Beyond the levee, on the landward side, recently tilled fields held an unholy alliance of the massed hordes of gulls and crows. I couldn’t resist a manufactured photograph as I sneaked up the steep seawall, camera at the ready. Slowly and quietly I checked my settings…then sprung to my feet. Three Hundred metres away a mass of black and white shot immediately into the air, loudly cursing the human nuisance who had disturbed their Sunday lunch.
We were by now nearing our target destination…the confluence of the Rivers Forth and Carron. This is the area where the River Forth begins to widen into estuary. To the east the iconic Forth landmark was now clearly visible, the magnificent Forth Rail Bridge.
A number of years ago I had an invitation to visit the painting works on that bridge, an incredible and unforgettable experience. Although I was only up as far as track level the sheer scale of the structure was difficult to comprehend until I was actually on it. The bridge even has its own bothies, steel shelters just under track level, built for the original workforce. Entertainment value was high that day, watching the “Dopes on Ropes” as they dangled high above the ground painting the parts scaffolding could not reach.
Back on the shore things were becoming a bit tight…I was running out of path and I had only a hundred metres or so left to go! It was back onto the overgrown levee to hack a route along to, then downward onto a small rocky platform where the two rivers joined. The slow sluggish Forth was joined by a spirited Carron eager to rush its way to the sea beyond. The difference in flow rates was very marked from where we perched at the Carron’s end.

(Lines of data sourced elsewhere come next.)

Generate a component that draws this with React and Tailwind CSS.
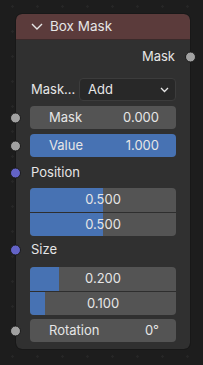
import React from "react";

const font = { fontFamily: "Inter, 'Noto Sans', sans-serif" };

function Socket({ color, side = "left" }) {
  return (
    <span
      className={`absolute top-1/2 -translate-y-1/2 w-[11px] h-[11px] rounded-full border border-[#1a1a1a] ${color} ${
        side === "left" ? "left-[-6px]" : "right-[-6px]"
      }`}
    />
  );
}

function Field({ label, value, fill }) {
  return (
    <div className="relative h-[23px]">
      <Socket color="bg-[#a1a1a1]" />
      <div
        className={`ml-[14px] mr-[14px] h-full rounded-[4px] flex items-center justify-between pl-[19px] pr-[17px] text-[13px] text-[#e6e6e6] ${
          fill ? "bg-[#4772b3]" : "bg-[#545454]"
        }`}
      >
        <span>{label}</span>
        <span>{value}</span>
      </div>
    </div>
  );
}

function Vector({ values }) {
  return (
    <div className="mx-[14px] rounded-[4px] overflow-hidden flex flex-col bg-[#545454]">
      {values.map((v, i) => (
        <div
          key={i}
          className={`relative h-[24px] flex items-center justify-center text-[13px] text-[#e6e6e6] ${
            i > 0 ? "border-t border-[#2e2e2e]" : ""
          }`}
        >
          <div
            className="absolute left-0 top-0 bottom-0 bg-[#4772b3]"
            style={{ width: `${v * 100}%` }}
          />
          <span className="relative">{v.toFixed(3)}</span>
        </div>
      ))}
    </div>
  );
}

function Label({ text }) {
  return (
    <div className="relative h-[20px] flex items-center pl-[15px] text-[13px] text-[#e6e6e6]">
      <Socket color="bg-[#6363c7]" />
      {text}
    </div>
  );
}

export default function App() {
  return (
    <div
      className="w-[203px] h-[365px] bg-[#1d1d1d] bg-[radial-gradient(circle,#262626_1px,transparent_1.5px)] bg-[length:25px_25px] bg-[position:0px_-6px] pt-[14px] pl-[16px]"
      style={font}
    >
      <div className="w-[174px] h-[335px] rounded-[6px] bg-[#303030] outline outline-1 outline-[#181818] flex flex-col">
        <div className="h-[26px] rounded-t-[6px] bg-[#5b3b3b] flex items-center pl-[15px] border-b border-[#3a2a2a]">
          <svg width="12" height="7" viewBox="0 0 12 7" className="mr-[7px]">
            <path d="M1 1 L6 6 L11 1" fill="none" stroke="#e6e6e6" strokeWidth="1.4" />
          </svg>
          <span className="text-[13.5px] text-[#e6e6e6]">Box Mask</span>
        </div>

        <div className="relative h-[20px] mt-[7px] flex items-center justify-end pr-[15px] text-[13px] text-[#e6e6e6]">
          {"Mask"}
          <Socket color="bg-[#a1a1a1]" side="right" />
        </div>

        <div className="mt-[11px] h-[23px] flex items-center pl-[15px] pr-[14px]">
          <span className="text-[13px] text-[#e6e6e6] w-[48px]">Mask...</span>
          <div className="flex-1 h-full rounded-[4px] bg-[#282828] border border-[#3c3c3c] flex items-center justify-between pl-[8px] pr-[6px] text-[13px] text-[#e6e6e6]">
            <span>Add</span>
            <svg width="9" height="6" viewBox="0 0 9 6">
              <path d="M1 1 L4.5 4.5 L8 1" fill="none" stroke="#e6e6e6" strokeWidth="1.3" />
            </svg>
          </div>
        </div>

        <div className="mt-[5px]">
          <Field label="Mask" value="0.000" />
        </div>
        <div className="mt-[5px]">
          <Field label="Value" value="1.000" fill />
        </div>

        <div className="mt-[6px]">
          <Label text="Position" />
        </div>
        <div className="mt-[5px]">
          <Vector values={[0.5, 0.5]} />
        </div>

        <div className="mt-[4px]">
          <Label text="Size" />
        </div>
        <div className="mt-[7px]">
          <Vector values={[0.2, 0.1]} />
        </div>

        <div className="mt-[4px]">
          <Field label="Rotation" value="0°" />
        </div>
      </div>
    </div>
  );
}
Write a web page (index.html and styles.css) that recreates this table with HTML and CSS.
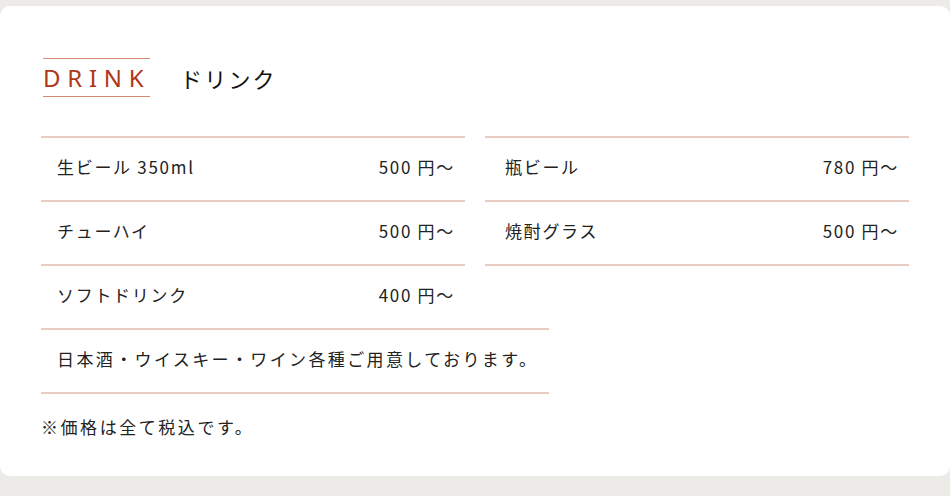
FILE: index.html
```html
<!DOCTYPE html>
<html lang="ja">
<head>
<meta charset="utf-8">
<title>ドリンク</title>
<link rel="stylesheet" href="styles.css">
</head>
<body>
<main class="page">
  <section class="card">
    <header class="head">
      <h2 class="en">DRINK</h2>
      <p class="ja">ドリンク</p>
    </header>
    <div class="menu">
      <ul class="col col-left">
        <li class="item"><span class="name">生ビール 350ml</span><span class="price">500 円〜</span></li>
        <li class="item"><span class="name">チューハイ</span><span class="price">500 円〜</span></li>
        <li class="item"><span class="name">ソフトドリンク</span><span class="price">400 円〜</span></li>
      </ul>
      <ul class="col col-right">
        <li class="item"><span class="name">瓶ビール</span><span class="price">780 円〜</span></li>
        <li class="item"><span class="name">焼酎グラス</span><span class="price">500 円〜</span></li>
      </ul>
    </div>
    <p class="extra">日本酒・ウイスキー・ワイン各種ご用意しております。</p>
    <p class="notice">※価格は全て税込です。</p>
  </section>
</main>
</body>
</html>
```
FILE: styles.css
```css
* { box-sizing: border-box; }
html, body { margin: 0; padding: 0; }
body {
  background: #edebe7;
  font-family: "Noto Sans CJK JP", "Noto Sans", sans-serif;
  color: #222;
  width: 950px;
  height: 496px;
  overflow: hidden;
}
.page { padding-top: 6px; }
.card {
  background: #fff;
  border-radius: 10px;
  height: 470px;
  padding: 52px 41px 0;
}
.head {
  display: flex;
  align-items: center;
  gap: 30px;
}
.en {
  margin: 0 0 0 2px;
  font-family: "Noto Sans", sans-serif;
  font-weight: 400;
  font-size: 24px;
  letter-spacing: 0.28em;
  line-height: 37px;
  color: #b0371a;
  border-top: 1px solid #d48a75;
  border-bottom: 1px solid #d48a75;
  padding: 0;
  width: 107px;
  white-space: nowrap;
}
.ja {
  margin: 0;
  font-size: 22px;
  letter-spacing: 0.1em;
  color: #111;
}
.menu {
  display: grid;
  grid-template-columns: 424px 424px;
  gap: 20px;
  margin-top: 39px;
  align-items: start;
}
.col { list-style: none; margin: 0; padding: 0; }
.col-right { border-bottom: 2px solid #e8ccc4; }
.item {
  display: flex;
  justify-content: space-between;
  align-items: center;
  height: 64px;
  border-top: 2px solid #e8ccc4;
  padding: 0 10px 6px 16px;
  font-size: 17px;
  letter-spacing: 0.1em;
}
.col-right .item { padding-left: 20px; }
.extra {
  margin: 0;
  width: 508px;
  height: 66px;
  display: flex;
  align-items: center;
  padding: 0 0 6px 16px;
  font-size: 17px;
  letter-spacing: 0.14em;
  border-top: 2px solid #e8ccc4;
  border-bottom: 2px solid #e8ccc4;
}
.notice {
  margin: 20px 0 0;
  font-size: 17px;
  letter-spacing: 0.15em;
}
```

We turned sharp right onto a much higher levee which formed the north bank of the River Carron. This proved to be almost impassable, its thick dense carpet of 1.0m high bramble chasing us back down to the path below. We would have to walk parallel to, but out of site of our new river until the vegetation permitted. As it worked out it was a good few hundred metres before we would see the river again, but by now today’s walk was nearly over. As we neared Kerse Bridge near Grangemouth I could see J and the “tank” waiting for us just off the road.